The definition of honesty is fairness and straightforwardness of conduct. Instead of the lie I told the pastor when he asked, “Did you sign the visitor’s book?”, a fair and straightforward response would have been, “Not today. Maybe next time.”

I can do that.

However, “moderate it with silence” makes me cringe, even more than the lie.

When I give a straightforward response, an explanation seems necessary especially if an uncomfortable quiet comes over the conversation. After all,  my original statement created the silence, so obviously I’m responsible for filling it.

In my defense, and in the defense of every female friend I’ve heard make way too many excuses, psychotherapist Dr. Barton Goldsmith’s article in Psychology Today cites women talk at 250 words per minute. Men talk at 125. Goldsmith said Gary Smalley, author of “Making Love Last Forever,” reports women speaking 25,000 words in a day compared to a man only speaking 12,000.

“Moderate it with silence” … yeah, easy for him to say.

All the excuses, justification, reasoning and explanations are easy for us women to say.

But then, I looked up moderate. It means “lessen the intensity of, make less severe or harsh, and tone down.”

I can speak the truth gently and make the impact less intense when, once it’s said, I’m quiet.
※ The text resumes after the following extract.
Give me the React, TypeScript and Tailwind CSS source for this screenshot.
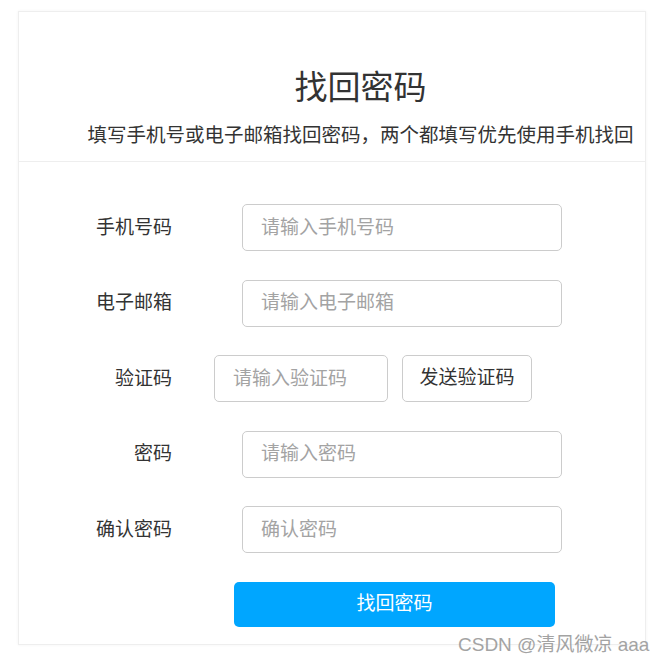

In fact, most of what I say would be less harsh if my word count was toned down.

“What you defend, you make true,” said a friend, and I think the truth of her statement shows itself in conversations. An acquaintance asked if I’d like to join her for lunch. I preferred to run errands because I wouldn’t have time again until the weekend. I listed several reasons why I couldn’t go. When she finally got in a word, she said, “It’s fine if you don’t want to go.”

No, that’s not what I said. Or was it? My run-on excuses would have sounded kinder if I had shortened it to, “I have a busy afternoon so I’ll have to pass.”

Holding tight to the period is the hard part.

I want to give at least one excuse so the uncomfortable silence seems gentler. Gentleness’ synonym is quietness. I’ll have to chew on that for a while … probably a good thing since I’m not supposed to talk with my mouth full.

WRite wHere I’m supposed to be – I am willing to practice being kind by way of truth and quiet.

I have something for you!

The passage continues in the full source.